Manifestações de massa ocorreram também na União Soviética e outras ditaduras do século 20, lembra o professor. No Brasil, há o exemplo dos gigantescos encontros de canto orfeônico, popularizados por Villa-Lobos, durante a ditadura de Getúlio Vargas.

As ditaduras e a mídia

Quando se fala em música de massa, logo se tem em mente o papel que a mídia tem hoje na difusão musical, por exemplo na música pop. Perguntamos ao professor se este papel "massificador" da mídia pode ser comparado a uma ditadura.

Oliver Kautny acha que devemos ter cuidado neste tipo de comparação. Embora a economia global capitalista "dite" normas musicais, os pesquisadores restringem o termo ditadura aos regimes que possuem um partido único, utilizam métodos terroristas e mobilizam as massas.

Ou seja, em todas as ditaduras há uma forma de poder central, opressor, que não pode ser comparado à economia de mercado e à comunicação de massa.

Aspectos positivos da música em ditadura

Um dos aspectos surpreendentes, revelados pela pesquisa, é que existem aspectos positivos da música em regimes ditatoriais. Embora a ditadura não seja em si algo positivo, observa Kautny, surpreende a diversidade musical que existiu na China durante os anos mais duros do regime maoísta.

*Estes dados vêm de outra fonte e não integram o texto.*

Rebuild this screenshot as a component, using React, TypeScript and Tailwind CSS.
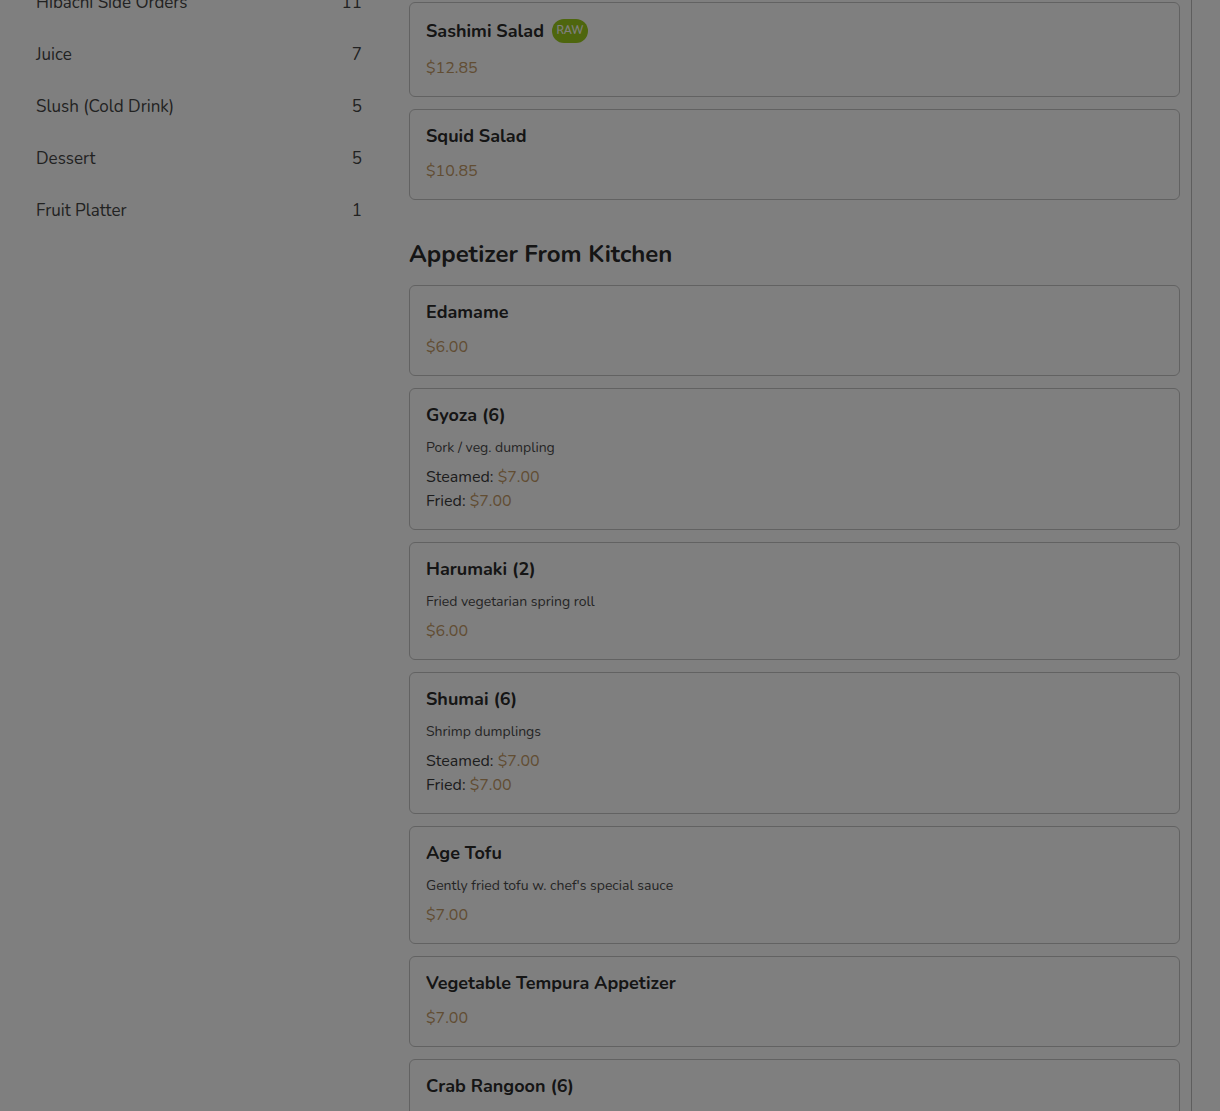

Outro exemplo é o da música erudita contemporânea na União Soviética, onde muitas obras foram proibidas, mas os concertos estavam sempre lotados. O público tinha uma sede imensa de música nova, que representava uma válvula de escape para as limitações da vida política. Hoje, o público russo – e o público ocidental de uma forma geral – estão "saturados" de ouvir música.